EXERCISE GOAL -
Records follow. Select each line holding "this".
----- GIVEN DATA
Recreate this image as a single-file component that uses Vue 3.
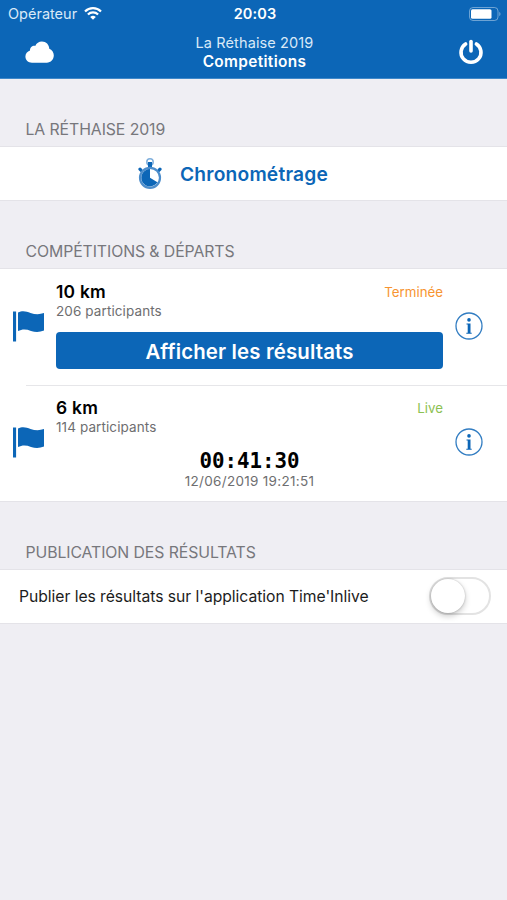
<template>
  <div class="app">
    <header class="top">
      <div class="status-bar">
        <div class="carrier">
          <span class="carrier-name">Opérateur</span>
          <svg width="18" height="13" viewBox="0 0 18 13" fill="none" stroke="#fff" stroke-width="2.2">
            <path d="M1 4.5a11.3 11.3 0 0 1 16 0"/>
            <path d="M3.9 7.5a7.2 7.2 0 0 1 10.2 0"/>
            <path d="M9 12.8L6.2 10a4 4 0 0 1 5.6 0z" fill="#fff" stroke="none"/>
          </svg>
        </div>
        <span class="clock">20:03</span>
        <svg class="battery" width="32" height="14" viewBox="0 0 32 14">
          <rect x="0.5" y="0.5" width="28.5" height="13" rx="3.5" fill="none" stroke="#fff" stroke-opacity="0.4"/>
          <rect x="2" y="2.2" width="20.5" height="9.6" rx="1.5" fill="#fff"/>
          <path d="M30.3 4.8c1.6.8 1.6 3.6 0 4.4z" fill="#fff" fill-opacity="0.45"/>
        </svg>
      </div>

      <div class="nav-bar">
        <button class="nav-btn">
          <svg width="30" height="22" viewBox="0 0 30 22" fill="#fff">
            <path d="M7 21.7C3.2 21.7.4 19 .4 15.5c0-2.8 1.9-5.2 4.6-6C4.9 6.7 7.3 4.5 10.2 4.9 11.5 2 13.9.4 16.9.4c4.2 0 7.3 3.1 7.4 7.3 2.6 1 4.500 3.500 4.500 6.600 0 4.200-3 7.400-7 7.400z"/>
          </svg>
        </button>
        <div class="nav-title">
          <span class="event">{{ eventName }}</span>
          <span class="page">Competitions</span>
        </div>
        <button class="nav-btn power">
          <svg width="26" height="26" viewBox="0 0 26 26" fill="none" stroke="#fff" stroke-width="3.6" stroke-linecap="round">
            <path d="M7.6 4.9a10 10 0 1 0 10.8 0"/>
            <path d="M13 2.5v9.500"/>
          </svg>
        </button>
      </div>
    </header>

    <!-- Chronométrage -->
    <h2 class="section-title first">LA RÉTHAISE 2019</h2>
    <section class="group timing">
      <svg width="24" height="32" viewBox="0 0 24 32">
        <circle cx="12" cy="4" r="3.2" fill="none" stroke="#7fafdc" stroke-width="1.5"/>
        <path d="M10 4h4v6h-4z" fill="#0c66b7"/>
        <path d="M3.2 12.5L2 11.2M20.8 12.5l1.2-1.3" fill="none" stroke="#0c66b7" stroke-width="3.2" stroke-linecap="round"/>
        <circle cx="12" cy="19.8" r="10" fill="#fff" stroke="#4d8dcb" stroke-width="2.2"/>
        <path d="M12 11v8.8l7.4 4.5A8.7 8.7 0 1 1 12 11z" fill="#0c66b7"/>
      </svg>
      <span class="timing-label">Chronométrage</span>
    </section>

    <!-- Courses -->
    <h2 class="section-title">COMPÉTITIONS &amp; DÉPARTS</h2>
    <section class="group">
      <div v-for="race in races" :key="race.name" class="race">
        <svg class="flag" width="32" height="31" viewBox="0 0 32 31" fill="#0c66b7">
          <path d="M0 .5h3.1v30H0z"/>
          <path d="M5 1.6C9.5-.9 13.3.4 17.5 1.9c4.5 1.6 9 1.700 13.500.2v17.500c-4.400 1.800-8.700 1.900-13 .3-4.500-1.700-8.700-2.100-13 .2z"/>
        </svg>
        <div class="race-body">
          <div class="race-head">
            <span class="race-name">{{ race.name }}</span>
            <span class="race-status" :class="race.state">{{ race.status }}</span>
          </div>
          <div class="participants">{{ race.participants }} participants</div>
          <button v-if="race.state === 'done'" class="results-btn">Afficher les résultats</button>
          <div v-else class="timer">
            <div class="elapsed">{{ race.elapsed }}</div>
            <div class="started">{{ race.started }}</div>
          </div>
        </div>
        <svg class="info" width="28" height="28" viewBox="0 0 28 28">
          <circle cx="14" cy="14" r="13" fill="none" stroke="#327dc2" stroke-width="1.3"/>
          <circle cx="14" cy="7.9" r="1.8" fill="#0c66b7"/>
          <path d="M11.5 11.5h4v9.2h1.2v1h-5.4v-1h1.4v-8.2h-1.2z" fill="#0c66b7"/>
        </svg>
      </div>
    </section>

    <!-- Publication -->
    <h2 class="section-title">PUBLICATION DES RÉSULTATS</h2>
    <section class="group publish">
      <span class="publish-label">Publier les résultats sur l'application Time'Inlive</span>
      <button class="switch" :class="{ on: published }" @click="published = !published">
        <span class="knob"></span>
      </button>
    </section>
  </div>
</template>

<script setup>
import { ref } from 'vue'

const eventName = 'La Réthaise 2019'
const published = ref(false)

const races = [
  { name: '10 km', participants: 206, status: 'Terminée', state: 'done' },
  {
    name: '6 km',
    participants: 114,
    status: 'Live',
    state: 'live',
    elapsed: '00:41:30',
    started: '12/06/2019 19:21:51'
  }
]
</script>

<style>
body {
  background: #efeef3;
}
</style>

<style scoped>
.app {
  min-height: 900px;
  background: #efeef3;
  font-family: Inter, "Liberation Sans", sans-serif;
  color: #000;
}

button {
  padding: 0;
  border: none;
  background: none;
  font-family: inherit;
  cursor: pointer;
}

svg {
  display: block;
  flex-shrink: 0;
}

.top {
  height: 79px;
  box-sizing: border-box;
  background: #0c66b7;
  border-bottom: 1px solid #3f88ca;
  color: #fff;
}

.status-bar {
  display: grid;
  grid-template-columns: 1fr auto 1fr;
  align-items: center;
  height: 27px;
  padding: 0 6px 0 8px;
}

.carrier {
  display: flex;
  align-items: center;
  gap: 7px;
}

.carrier-name {
  font-size: 14.5px;
  color: #d9e9f7;
}

.clock {
  padding-left: 1px;
  font-size: 14.5px;
  font-weight: 600;
  letter-spacing: 0.1px;
}

.battery {
  justify-self: end;
}

.nav-bar {
  display: grid;
  grid-template-columns: 30px 1fr 30px;
  align-items: center;
  height: 50px;
  padding: 0 23px 0 25px;
}

.nav-btn.power {
  justify-self: end;
}

.nav-title {
  display: flex;
  flex-direction: column;
  align-items: center;
  line-height: 18px;
}

.event {
  font-size: 14.5px;
  letter-spacing: 0.12px;
  color: #d9e9f7;
}

.page {
  font-size: 15.4px;
  font-weight: 600;
  line-height: 19px;
  letter-spacing: 0.35px;
}

.section-title {
  display: flex;
  align-items: flex-end;
  height: 69px;
  margin: 0;
  padding: 0 25.5px 6px;
  box-sizing: border-box;
  font-size: 15.8px;
  font-weight: 400;
  line-height: 22px;
  letter-spacing: -0.08px;
  color: #77777c;
}

.section-title.first {
  height: 68px;
}

.group {
  background: #fff;
  box-shadow: 0 0 0 1px #e4e3e8;
}

.timing {
  display: flex;
  align-items: center;
  gap: 18px;
  height: 53px;
  padding-left: 138px;
}

.timing-label {
  font-size: 19.2px;
  font-weight: 600;
  letter-spacing: 0.2px;
  color: #0c66b7;
}

.race {
  display: flex;
  align-items: center;
  height: 116px;
  padding: 0 24px 2px 13px;
  box-sizing: border-box;
}

.race + .race {
  background: linear-gradient(#e6e6e9, #e6e6e9) 26px 0 / 100% 1px no-repeat;
}

.flag {
  margin-right: 11px;
}

.race-body {
  flex: 1;
  height: 90px;
}

.race-head {
  display: flex;
  justify-content: space-between;
  align-items: center;
  height: 21px;
}

.race-name {
  font-size: 17.4px;
  font-weight: 600;
  letter-spacing: 0.25px;
}

.race-status {
  font-size: 13.3px;
}

.race-status.done {
  color: #f79431;
}

.race-status.live {
  color: #8cc152;
}

.participants {
  font-size: 13.5px;
  line-height: 18px;
  letter-spacing: 0.1px;
  color: #6e6e70;
}

.results-btn {
  display: block;
  width: 100%;
  height: 37px;
  margin-top: 12px;
  padding-top: 1px;
  border-radius: 4px;
  background: #0c66b7;
  color: #fff;
  font-size: 20.4px;
  font-weight: 600;
  letter-spacing: 0.15px;
}

.timer {
  margin-top: 15px;
  text-align: center;
}

.elapsed {
  font-family: "DejaVu Sans Mono", monospace;
  font-size: 20.8px;
  font-weight: 700;
  line-height: 21px;
}

.started {
  font-size: 13.5px;
  line-height: 18px;
  letter-spacing: 0.3px;
  color: #6e6e70;
}

.info {
  margin-left: 12px;
}

.publish {
  display: flex;
  align-items: center;
  justify-content: space-between;
  height: 53px;
  padding: 0 16px 1px 19px;
  box-sizing: border-box;
}

.publish-label {
  font-size: 15.7px;
  letter-spacing: -0.04px;
  color: #1c1c1c;
}

.switch {
  display: flex;
  width: 62px;
  height: 38px;
  box-sizing: border-box;
  border: 2px solid #e3e3e3;
  border-radius: 19px;
}

.knob {
  width: 34px;
  height: 34px;
  border-radius: 50%;
  background: #fff;
  box-shadow: 0 3px 6px rgba(0, 0, 0, 0.22), 0 0 2px rgba(0, 0, 0, 0.25);
}

.switch.on {
  justify-content: flex-end;
  background: #4cd964;
  border-color: #4cd964;
}
</style>
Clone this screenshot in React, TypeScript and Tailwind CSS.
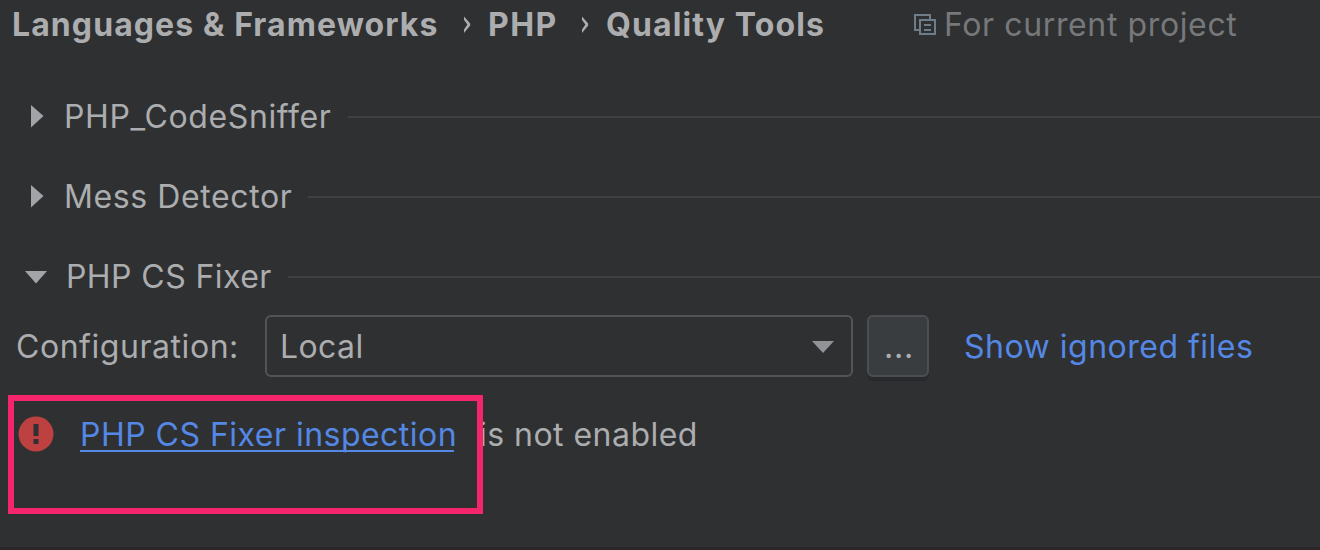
----------
EXERCISE SOLUTION -
Recreate this image as a single-file component that uses Vue 3.
Clone this screenshot in React, TypeScript and Tailwind CSS.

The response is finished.